Examples of topics worth noting are:

  • Important medical decisions or interventions (E.g.: Was surgery necessary today?)
  • Unusual happenings in the room (Interventions at the neighbouring bed, restless fellow patients, etc.)
  • What impression did the patient make that day? (Sad, confused, sleepy etc.)?
  • What progress or regression was there?
  • Were there any important personal, family decisions; What are the relatives doing??

These can only be suggestions. Naturally, it is up to you what you want to note down and report. Taking photos is also a very personal decision. The nursing staff involved in the treatment can also make entries in the intensive care diary. Many intensive care units in Germany already participate in such an approach.

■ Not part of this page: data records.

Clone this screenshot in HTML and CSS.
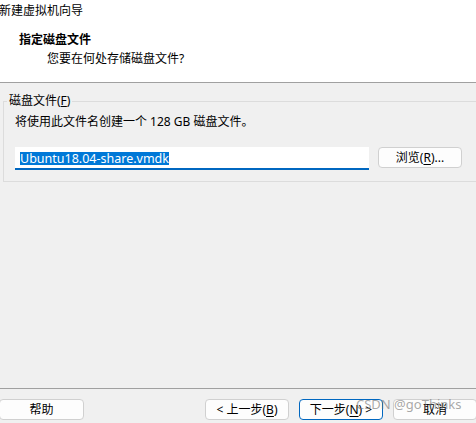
FILE: index.html
```html
<!DOCTYPE html>
<html>
  <head>
    <meta charset="utf-8">
    <title>新建虚拟机向导</title>
    <link rel="stylesheet" href="styles.css">
  </head>
  <body>

    <div class="header">
      <div class="win-title">新建虚拟机向导</div>
      <div class="step-title">指定磁盘文件</div>
      <div class="step-sub">您要在何处存储磁盘文件?</div>
    </div>

    <div class="content">
      <fieldset class="group">
	<legend>磁盘文件(<u>F</u>)</legend>
	<div class="group-body">
	  <p class="note">将使用此文件名创建一个 128 GB 磁盘文件。</p>
	  <div class="file-row">
	    <div class="textbox"><span class="selected">Ubuntu18.04-share.vmdk</span></div>
	    <button type="button" class="btn">浏览(<u>R</u>)...</button>
	  </div>
	</div>
      </fieldset>
    </div>

    <div class="footer">
      <button type="button" class="btn btn-help">帮助</button>
      <span class="spacer"></span>
      <button type="button" class="btn">&lt; 上一步(<u>B</u>)</button>
      <button type="button" class="btn btn-default">下一步(<u>N</u>) &gt;</button>
      <button type="button" class="btn btn-cancel">取消</button>
    </div>

    <div class="watermark">CSDN @goThinks</div>

  </body>
</html>
```

FILE: styles.css
```css
html,
body {
    margin: 0;
    height: 423px;
    overflow: hidden;
}

body {
    display: flex;
    flex-direction: column;
    background: #f0f0f0;
    color: #000;
    font-family: "Noto Sans", "Noto Sans CJK SC", sans-serif;
    font-size: 12px;
    line-height: 16px;
}

.header {
    height: 82px;
    background: #fff;
    border-bottom: 1px solid #a0a0a0;
}

.win-title {
    padding-top: 3px;
    margin-left: -1px;
}

.step-title {
    margin: 13px 0 0 19px;
    font-weight: bold;
}

.step-sub {
    margin: 3px 0 0 47px;
}

.content {
    flex: 1;
}

.group {
    margin: 10px -20px 0 3px;
    padding: 0 0 11px 0;
    border: 1px solid #dcdcdc;
}

.group legend {
    margin-left: 3px;
    padding: 0 2px;
}

.group-body {
    padding: 5px 0 0 11px;
}

.note {
    margin: 0;
}

.file-row {
    display: flex;
    align-items: flex-start;
    gap: 9px;
    margin-top: 17px;
}

.textbox {
    box-sizing: border-box;
    width: 354px;
    height: 23px;
    padding: 4px 0 0 5px;
    background: #fff;
    border-bottom: 2px solid #0067c0;
}

.selected {
    display: inline-block;
    background: #0078d7;
    color: #fff;
    line-height: 13px;
    font-size: 12.5px;
}

.btn {
    box-sizing: border-box;
    width: 84px;
    height: 21px;
    padding: 0;
    background: #fdfdfd;
    border: 1px solid #d0d0d0;
    border-radius: 4px;
    font: inherit;
    color: #000;
}

.btn u {
    text-underline-offset: 2px;
}

.footer {
    display: flex;
    gap: 10px;
    height: 35px;
    padding-top: 10px;
    box-sizing: border-box;
    border-top: 1px solid #a0a0a0;
}

.footer .btn {
    flex: none;
}

.btn-help {
    width: 85px;
    margin-left: -1px;
}

.spacer {
    flex: 1;
}

.btn-default {
    border-color: #0067c0;
}

.btn-cancel {
    margin-right: -1px;
}

.watermark {
    position: absolute;
    left: 356px;
    top: 395px;
    font-size: 13px;
    line-height: 18px;
    color: rgba(110, 110, 110, 0.6);
    pointer-events: none;
}
```
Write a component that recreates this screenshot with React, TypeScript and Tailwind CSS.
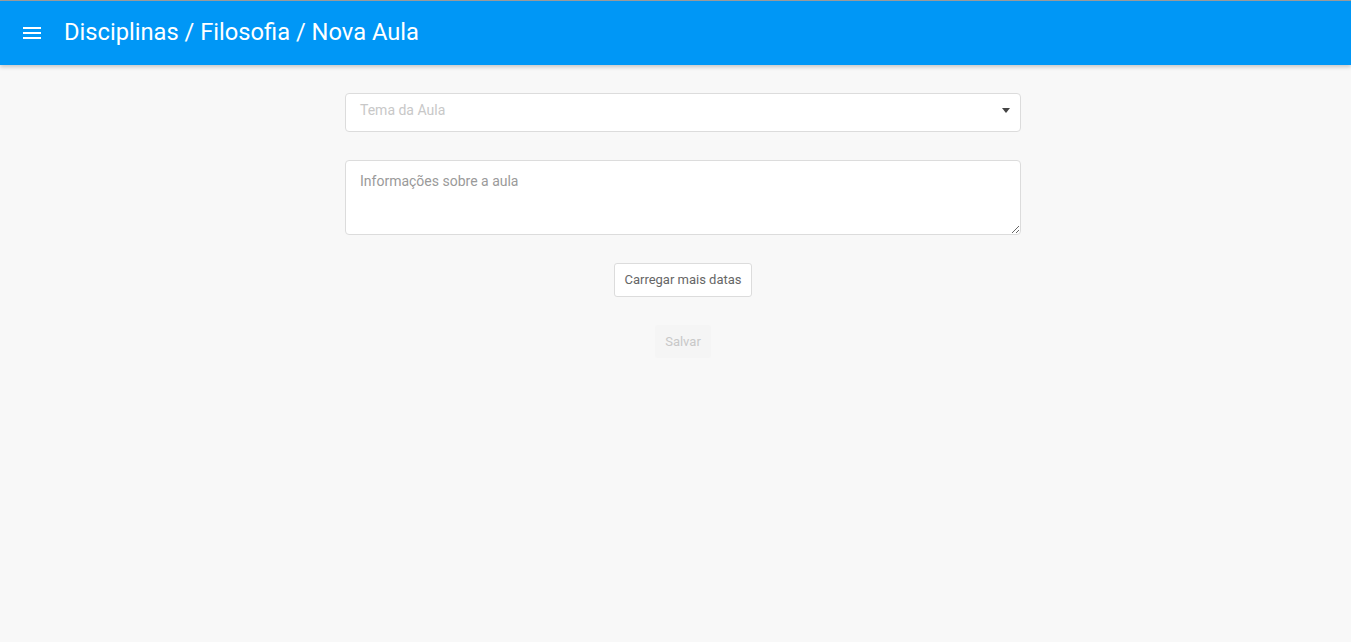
import React from 'react';

export default function App() {
  return (
    <div className="min-h-[642px] w-full bg-[#f8f8f8] font-['Roboto',sans-serif] border-t border-[#9e9e9e]">
      <header className="h-[64px] bg-[#0097f6] flex items-center shadow-[0_2px_4px_rgba(0,0,0,0.2)] relative">
        <button className="ml-[23px] mr-[23px] w-[18px] h-[20px] flex flex-col justify-center gap-[3px]">
          <span className="block h-[2px] w-[18px] bg-white" />
          <span className="block h-[2px] w-[18px] bg-white" />
          <span className="block h-[2px] w-[18px] bg-white" />
        </button>
        <h1 className="text-white text-[23.7px] leading-none">Disciplinas / Filosofia / Nova Aula</h1>
      </header>

      <main className="w-[676px] ml-[345px] pt-[28px] flex flex-col items-center">
        <div className="w-full h-[39px] bg-white border border-[#dcdcdc] rounded-[4px] flex items-center justify-between pl-[14px] pr-[10px] pb-[4px]">
          <span className="text-[14px] text-[#c8c8c8]">Tema da Aula</span>
          <svg width="8" height="5" viewBox="0 0 8 5"><path d="M0 0h8L4 5z" fill="#444" /></svg>
        </div>

        <textarea
          placeholder="Informações sobre a aula"
          className="mt-[28px] w-full h-[75px] bg-white border border-[#dcdcdc] rounded-[4px] px-[14px] py-[10px] text-[14px] placeholder:text-[#9a9a9a] outline-none"
        />

        <button className="mt-[28px] h-[34px] px-[9px] bg-white border border-[#dcdcdc] rounded-[3px] text-[13px] text-[#666]">
          Carregar mais datas
        </button>

        <button className="mt-[28px] h-[33px] px-[10px] bg-[#f5f5f5] rounded-[3px] text-[13px] text-[#c8c8c8]">
          Salvar
        </button>
      </main>
    </div>
  );
}
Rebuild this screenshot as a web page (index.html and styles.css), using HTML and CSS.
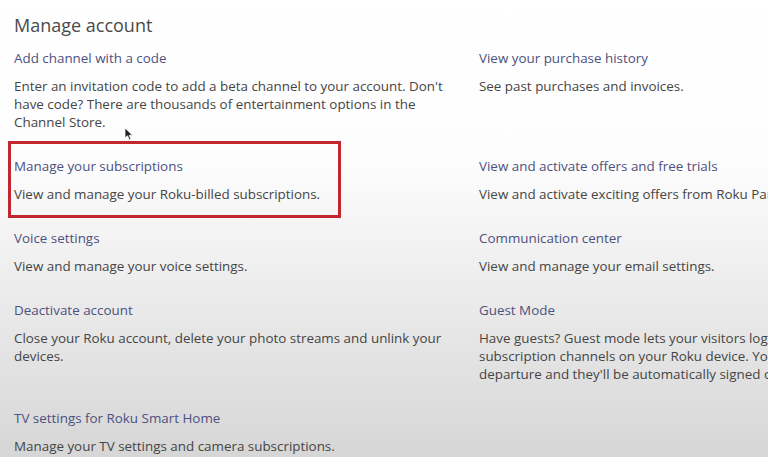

If you have any questions about an intensive care diary, you can contact Mr. Nydahl or the office of DSH e.V.

Information & help:

The website has many helpful hints and examples on this topic as well as a template for free download.

Treatment in the normal care unit

Not all sepsis patients are treated in an intensive care unit. If the course is easier and the patient is stable, intensive medical treatment is often not necessary.

However, the medical team monitors the inflammation values as well as the vital parameters in order to be able to react immediately to changes. Antibiotics, fluids and oxygen can also be administered in the normal ward. Many sepsis patients spend some time in a normal ward of the hospital after their stay in the intensive care unit before they are discharged home or to a rehabilitation clinic for further treatment.

Discharge to home

After their stay in the clinic or rehabilitation facility, patients often return home after weeks of absence. In many cases, they are not yet able to perform activities of daily living as they did before the illness. In this case, you should discuss further treatment with your general practitioner.

It is conceivable, for example that you could jointly apply for inpatient rehabilitation, if you have not already done so. Outpatient physiotherapy and occupational therapy as well as psychological support are other ways to regain strength, endurance and resilience.